Korean War Veteran attends Buckingham Palace event

Alan Katz – a resident of Jewish Care’s Vi & John Ruben’s House – was invited to Buckingham Palace to commemorate the 70th anniversary of the Armistice of the Korean War.

The 92-year-old attended the event with his son Phil (pictured above).

Alan was born in Whitechapel in 1932 and conscripted into the army on 24th August 1950, where he was posted to Korea for two years. During that time, he served as the battalion barber for the Gloucestershire Army regiment in the and later went on to train as a hairdresser under the watchful eye of Adoph Cohen, who also taught Vidal Sassoon.

The Royal Reception hosted by Their Royal Highness, the Princess Royal, Anne, and The Duchess of Edinburgh was attended by over 200 Korean War Veteran. At the event, the Princess Royal delivered a speech on behalf of The King in which His Majesty thanked the veterans for their service and for ensuring the people of the Republic of Korea could continue to experience democracy and freedom. The speech also emphasised how important it was to remember what has become known as “The Forgotten War” which saw sixty thousand British men and women take part between 1950 and 1953, with 1,100 British soldiers losing their lives.

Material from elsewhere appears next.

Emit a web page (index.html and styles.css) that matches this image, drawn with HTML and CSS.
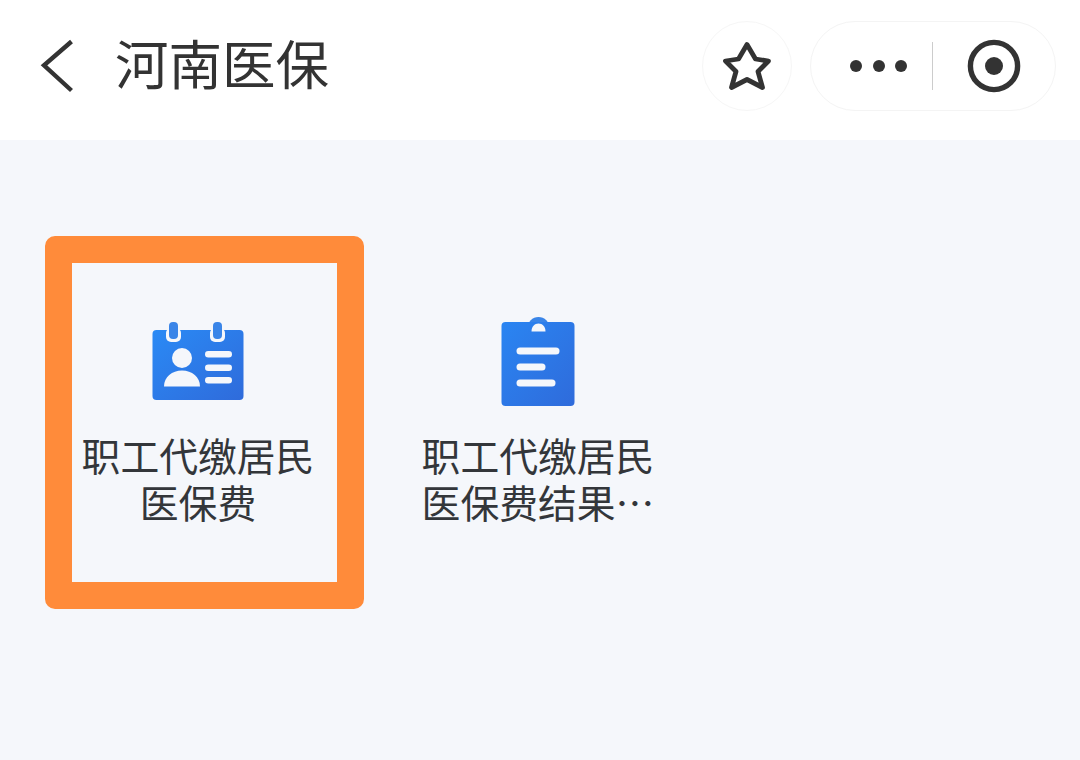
FILE: index.html
```html
<!DOCTYPE html>
<html lang="zh-CN">
<head>
<meta charset="utf-8">
<title>河南医保</title>
<link rel="stylesheet" href="styles.css">
</head>
<body>
<header class="navbar">
  <svg class="back" viewBox="0 0 36 56" aria-hidden="true"><path d="M31.500 3.500 4 27.300 31.500 52.500" fill="none" stroke="#333" stroke-width="4.400"/></svg>
  <h1 class="title">河南医保</h1>
  <div class="star-btn">
    <svg class="star" viewBox="0 0 52 52" aria-hidden="true"><path d="M26 4.500 34.500 19 47.500 21 37 31.500 41.500 47.500 26 39.500 10.500 47.500 15 31.500 4.500 21 17.500 19Z" fill="none" stroke="#333" stroke-width="4.800" stroke-linejoin="round"/></svg>
  </div>
  <div class="capsule">
    <div class="dots"><i class="dot"></i><i class="dot"></i><i class="dot"></i></div>
    <span class="divider"></span>
    <svg class="target" viewBox="0 0 54 54" aria-hidden="true"><circle cx="27" cy="27" r="23.600" fill="none" stroke="#333" stroke-width="5.400"/><circle cx="27" cy="27" r="9" fill="#333"/></svg>
  </div>
</header>
<main class="grid">
  <section class="tile">
    <div class="highlight"></div>
    <div class="icon-box">
      <svg class="icon" width="96" height="96" viewBox="0 0 96 96" aria-hidden="true">
        <defs><linearGradient id="blueA" x1="0" y1="0" x2="1" y2="1"><stop offset="0" stop-color="#2a8af5"/><stop offset="1" stop-color="#2f6bdb"/></linearGradient></defs>
        <rect x="2.500" y="16" width="91" height="70" rx="4" fill="url(#blueA)"/>
        <rect x="16" y="14" width="15" height="14" rx="5" fill="#f5f7fb"/>
        <rect x="60" y="14" width="15" height="14" rx="5" fill="#f5f7fb"/>
        <rect x="19" y="8" width="9" height="17" rx="4" fill="#3a85e8"/>
        <rect x="63" y="8" width="9" height="17" rx="4" fill="#3a85e8"/>
        <circle cx="32" cy="44" r="10" fill="#f5f7fb"/>
        <path d="M14 72.500C14 63 22 56.500 32 56.500S50 63 50 72.500Z" fill="#f5f7fb"/>
        <rect x="55" y="37" width="27" height="6.500" rx="3.250" fill="#f5f7fb"/>
        <rect x="55" y="50.500" width="27" height="6.500" rx="3.250" fill="#f5f7fb"/>
        <rect x="55" y="63" width="27" height="6.500" rx="3.250" fill="#f5f7fb"/>
      </svg>
    </div>
    <p class="label">职工代缴居民医保费</p>
  </section>
  <section class="tile">
    <div class="icon-box">
      <svg class="icon" width="96" height="96" viewBox="0 0 96 96" aria-hidden="true">
        <defs><linearGradient id="blueB" x1="0" y1="0" x2="1" y2="1"><stop offset="0" stop-color="#2a85f2"/><stop offset="1" stop-color="#2f6bdb"/></linearGradient></defs>
        <circle cx="48.500" cy="14" r="11" fill="#3a85e8"/>
        <rect x="11.500" y="8" width="73" height="84" rx="4" fill="url(#blueB)"/>
        <path d="M41.500 17.500C41.500 12.500 44.500 9.500 48.500 9.500S55.500 12.500 55.500 17.500Z" fill="#f5f7fb"/>
        <rect x="26.500" y="33.500" width="43" height="7" rx="3.500" fill="#f5f7fb"/>
        <rect x="26.500" y="49.500" width="29" height="7" rx="3.500" fill="#f5f7fb"/>
        <rect x="26.500" y="65.500" width="39" height="7" rx="3.500" fill="#f5f7fb"/>
      </svg>
    </div>
    <p class="label">职工代缴居民医保费结果…</p>
  </section>
</main>
</body>
</html>
```
FILE: styles.css
```css
* { box-sizing: border-box; }
html, body { margin: 0; height: 100%; }
body {
  background: #f5f7fb;
  color: #333;
  font-family: "Noto Sans CJK SC", "Noto Sans", sans-serif;
  overflow: hidden;
}
.navbar {
  height: 140px;
  background: #fff;
  display: flex;
  align-items: center;
  padding: 0 24px 8px 40px;
}
.back { width: 36px; height: 56px; flex: none; }
.title {
  margin: 0 0 8px 39px;
  font-size: 53.500px;
  font-weight: 400;
  line-height: 64px;
  color: #333;
  flex: 1;
}
.star-btn {
  width: 90px;
  height: 90px;
  margin-right: 18px;
  border: 1px solid #f6f6f6;
  border-radius: 50%;
  display: flex;
  align-items: center;
  justify-content: center;
}
.star { width: 52px; height: 52px; }
.capsule {
  width: 246px;
  height: 90px;
  border: 1px solid #f4f4f4;
  border-radius: 45px;
  display: flex;
  align-items: center;
  padding-left: 39px;
}
.dots { display: flex; gap: 10.500px; }
.dot { width: 12px; height: 12px; border-radius: 50%; background: #333; }
.divider { width: 1px; height: 48px; background: #ccc; margin: 0 34px 0 25px; }
.target { width: 54px; height: 54px; }
.grid {
  display: grid;
  grid-template-columns: 340px 340px;
  padding: 96px 0 0 28px;
}
.tile {
  position: relative;
  padding-top: 78px;
  display: flex;
  flex-direction: column;
  align-items: center;
}
.highlight {
  position: absolute;
  left: 17px;
  top: 0;
  width: 319px;
  height: 373px;
  border: 27px solid #ff8b3a;
  border-radius: 10px;
}
.icon-box { width: 96px; height: 96px; margin-bottom: 21px; }
.icon { display: block; }
.label {
  margin: 0;
  width: 238px;
  font-size: 38.800px;
  line-height: 47px;
  text-align: center;
  color: #33363a;
}
```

For Alan’s family, the stories from his service only came to light when his children, Phil, Caroline and Steve, discovered old photographs (including the one above) and documents in a memorabilia box dating back to 1950. Phil explained, “Everything was all just lying in a tin. There were medals and photographs from his time in Korea. We knew he went to Korea, but that was about it, he never spoke about it.”

Although Alan was unable to recall much about his service, they were able to search through official certificates and army discharge forms to understand a little more about his time spent in the army.

Naderia Mangroo, Jewish Care’s Vi & John Ruben’s House Care Manager added, “we are so delighted that Alan was invited to Buckingham Palace alongside his son, Phil, to acknowledge and pay tribute to the courage shown by those who served during the wars. We continue to be inspired by their stories and to honour them and the memory of those who sadly lost their lives.”

Speaking after they attended the reception at Buckingham Palace, Phil says, “My father has never done anything like this in his life, because he kept so quiet. It was a very special moment for Dad. It’s not every day you get invited to Buckingham Palace and I felt it was a monumental way for him to finally be acknowledged and honoured for putting his life on the line all those years ago.”